## Problem statement
Repeat each line of the material below exactly as it appears, minus any pictures.
- - -
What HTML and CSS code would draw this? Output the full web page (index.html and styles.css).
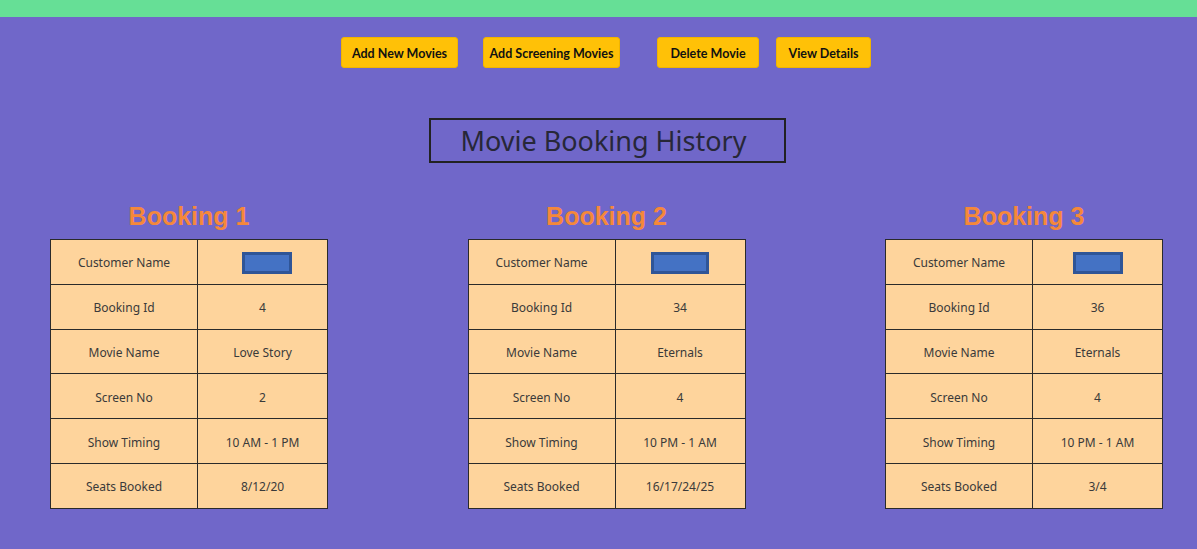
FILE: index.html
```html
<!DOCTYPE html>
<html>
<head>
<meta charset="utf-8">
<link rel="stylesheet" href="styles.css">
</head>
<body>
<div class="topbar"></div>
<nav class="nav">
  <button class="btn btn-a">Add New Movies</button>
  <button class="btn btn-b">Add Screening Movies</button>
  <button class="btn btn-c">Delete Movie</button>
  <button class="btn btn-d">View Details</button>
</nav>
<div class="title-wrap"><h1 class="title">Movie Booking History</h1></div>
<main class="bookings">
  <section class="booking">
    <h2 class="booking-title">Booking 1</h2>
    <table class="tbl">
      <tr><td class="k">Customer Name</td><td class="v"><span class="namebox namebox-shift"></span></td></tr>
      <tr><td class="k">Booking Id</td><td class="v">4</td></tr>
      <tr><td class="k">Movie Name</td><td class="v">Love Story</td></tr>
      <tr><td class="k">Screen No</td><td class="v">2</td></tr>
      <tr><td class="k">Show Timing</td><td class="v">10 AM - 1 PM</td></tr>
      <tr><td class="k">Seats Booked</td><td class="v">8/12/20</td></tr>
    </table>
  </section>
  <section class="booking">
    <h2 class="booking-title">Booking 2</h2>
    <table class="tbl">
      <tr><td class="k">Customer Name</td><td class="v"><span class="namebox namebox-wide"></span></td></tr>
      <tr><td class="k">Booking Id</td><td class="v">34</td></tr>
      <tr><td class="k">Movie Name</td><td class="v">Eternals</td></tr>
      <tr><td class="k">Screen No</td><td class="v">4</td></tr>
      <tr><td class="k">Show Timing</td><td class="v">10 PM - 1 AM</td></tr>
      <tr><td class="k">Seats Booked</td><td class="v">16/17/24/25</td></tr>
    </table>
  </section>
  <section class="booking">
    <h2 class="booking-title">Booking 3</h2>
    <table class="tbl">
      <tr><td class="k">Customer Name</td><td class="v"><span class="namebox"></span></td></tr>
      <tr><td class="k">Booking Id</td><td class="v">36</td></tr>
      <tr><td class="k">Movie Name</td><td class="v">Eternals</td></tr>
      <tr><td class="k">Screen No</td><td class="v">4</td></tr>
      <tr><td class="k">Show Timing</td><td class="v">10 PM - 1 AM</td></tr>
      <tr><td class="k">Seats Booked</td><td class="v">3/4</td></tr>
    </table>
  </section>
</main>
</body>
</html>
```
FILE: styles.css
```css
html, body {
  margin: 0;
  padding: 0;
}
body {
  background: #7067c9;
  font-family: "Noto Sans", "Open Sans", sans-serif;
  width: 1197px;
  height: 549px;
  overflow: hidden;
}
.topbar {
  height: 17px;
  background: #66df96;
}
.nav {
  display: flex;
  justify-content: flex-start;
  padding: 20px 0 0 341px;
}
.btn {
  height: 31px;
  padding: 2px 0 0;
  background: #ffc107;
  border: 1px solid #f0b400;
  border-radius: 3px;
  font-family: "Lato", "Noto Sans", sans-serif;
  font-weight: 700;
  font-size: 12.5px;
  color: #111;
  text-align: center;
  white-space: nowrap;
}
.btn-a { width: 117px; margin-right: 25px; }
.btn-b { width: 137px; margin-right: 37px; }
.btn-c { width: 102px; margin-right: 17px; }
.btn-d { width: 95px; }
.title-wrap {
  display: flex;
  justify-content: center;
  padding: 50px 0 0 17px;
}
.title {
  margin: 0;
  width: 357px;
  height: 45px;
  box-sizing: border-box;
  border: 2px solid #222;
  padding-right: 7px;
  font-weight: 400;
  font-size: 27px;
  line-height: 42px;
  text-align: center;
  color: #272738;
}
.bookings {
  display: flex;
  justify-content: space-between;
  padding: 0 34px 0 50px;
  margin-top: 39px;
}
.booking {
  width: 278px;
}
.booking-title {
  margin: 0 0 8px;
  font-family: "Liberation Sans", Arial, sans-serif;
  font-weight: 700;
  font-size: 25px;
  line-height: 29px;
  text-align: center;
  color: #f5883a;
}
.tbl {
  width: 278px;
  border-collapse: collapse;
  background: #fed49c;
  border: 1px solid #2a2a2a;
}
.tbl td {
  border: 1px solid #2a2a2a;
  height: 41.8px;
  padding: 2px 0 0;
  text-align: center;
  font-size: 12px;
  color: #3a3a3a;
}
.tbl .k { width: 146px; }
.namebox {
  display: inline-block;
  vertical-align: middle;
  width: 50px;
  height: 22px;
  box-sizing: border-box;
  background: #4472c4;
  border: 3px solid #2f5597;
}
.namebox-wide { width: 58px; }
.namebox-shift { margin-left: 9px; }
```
- - -
## Correct response
What HTML and CSS code would draw this? Output the full web page (index.html and styles.css).
FILE: index.html
```html
<!DOCTYPE html>
<html>
<head>
<meta charset="utf-8">
<link rel="stylesheet" href="styles.css">
</head>
<body>
<div class="topbar"></div>
<nav class="nav">
  <button class="btn btn-a">Add New Movies</button>
  <button class="btn btn-b">Add Screening Movies</button>
  <button class="btn btn-c">Delete Movie</button>
  <button class="btn btn-d">View Details</button>
</nav>
<div class="title-wrap"><h1 class="title">Movie Booking History</h1></div>
<main class="bookings">
  <section class="booking">
    <h2 class="booking-title">Booking 1</h2>
    <table class="tbl">
      <tr><td class="k">Customer Name</td><td class="v"><span class="namebox namebox-shift"></span></td></tr>
      <tr><td class="k">Booking Id</td><td class="v">4</td></tr>
      <tr><td class="k">Movie Name</td><td class="v">Love Story</td></tr>
      <tr><td class="k">Screen No</td><td class="v">2</td></tr>
      <tr><td class="k">Show Timing</td><td class="v">10 AM - 1 PM</td></tr>
      <tr><td class="k">Seats Booked</td><td class="v">8/12/20</td></tr>
    </table>
  </section>
  <section class="booking">
    <h2 class="booking-title">Booking 2</h2>
    <table class="tbl">
      <tr><td class="k">Customer Name</td><td class="v"><span class="namebox namebox-wide"></span></td></tr>
      <tr><td class="k">Booking Id</td><td class="v">34</td></tr>
      <tr><td class="k">Movie Name</td><td class="v">Eternals</td></tr>
      <tr><td class="k">Screen No</td><td class="v">4</td></tr>
      <tr><td class="k">Show Timing</td><td class="v">10 PM - 1 AM</td></tr>
      <tr><td class="k">Seats Booked</td><td class="v">16/17/24/25</td></tr>
    </table>
  </section>
  <section class="booking">
    <h2 class="booking-title">Booking 3</h2>
    <table class="tbl">
      <tr><td class="k">Customer Name</td><td class="v"><span class="namebox"></span></td></tr>
      <tr><td class="k">Booking Id</td><td class="v">36</td></tr>
      <tr><td class="k">Movie Name</td><td class="v">Eternals</td></tr>
      <tr><td class="k">Screen No</td><td class="v">4</td></tr>
      <tr><td class="k">Show Timing</td><td class="v">10 PM - 1 AM</td></tr>
      <tr><td class="k">Seats Booked</td><td class="v">3/4</td></tr>
    </table>
  </section>
</main>
</body>
</html>
```
FILE: styles.css
```css
html, body {
  margin: 0;
  padding: 0;
}
body {
  background: #7067c9;
  font-family: "Noto Sans", "Open Sans", sans-serif;
  width: 1197px;
  height: 549px;
  overflow: hidden;
}
.topbar {
  height: 17px;
  background: #66df96;
}
.nav {
  display: flex;
  justify-content: flex-start;
  padding: 20px 0 0 341px;
}
.btn {
  height: 31px;
  padding: 2px 0 0;
  background: #ffc107;
  border: 1px solid #f0b400;
  border-radius: 3px;
  font-family: "Lato", "Noto Sans", sans-serif;
  font-weight: 700;
  font-size: 12.5px;
  color: #111;
  text-align: center;
  white-space: nowrap;
}
.btn-a { width: 117px; margin-right: 25px; }
.btn-b { width: 137px; margin-right: 37px; }
.btn-c { width: 102px; margin-right: 17px; }
.btn-d { width: 95px; }
.title-wrap {
  display: flex;
  justify-content: center;
  padding: 50px 0 0 17px;
}
.title {
  margin: 0;
  width: 357px;
  height: 45px;
  box-sizing: border-box;
  border: 2px solid #222;
  padding-right: 7px;
  font-weight: 400;
  font-size: 27px;
  line-height: 42px;
  text-align: center;
  color: #272738;
}
.bookings {
  display: flex;
  justify-content: space-between;
  padding: 0 34px 0 50px;
  margin-top: 39px;
}
.booking {
  width: 278px;
}
.booking-title {
  margin: 0 0 8px;
  font-family: "Liberation Sans", Arial, sans-serif;
  font-weight: 700;
  font-size: 25px;
  line-height: 29px;
  text-align: center;
  color: #f5883a;
}
.tbl {
  width: 278px;
  border-collapse: collapse;
  background: #fed49c;
  border: 1px solid #2a2a2a;
}
.tbl td {
  border: 1px solid #2a2a2a;
  height: 41.8px;
  padding: 2px 0 0;
  text-align: center;
  font-size: 12px;
  color: #3a3a3a;
}
.tbl .k { width: 146px; }
.namebox {
  display: inline-block;
  vertical-align: middle;
  width: 50px;
  height: 22px;
  box-sizing: border-box;
  background: #4472c4;
  border: 3px solid #2f5597;
}
.namebox-wide { width: 58px; }
.namebox-shift { margin-left: 9px; }
```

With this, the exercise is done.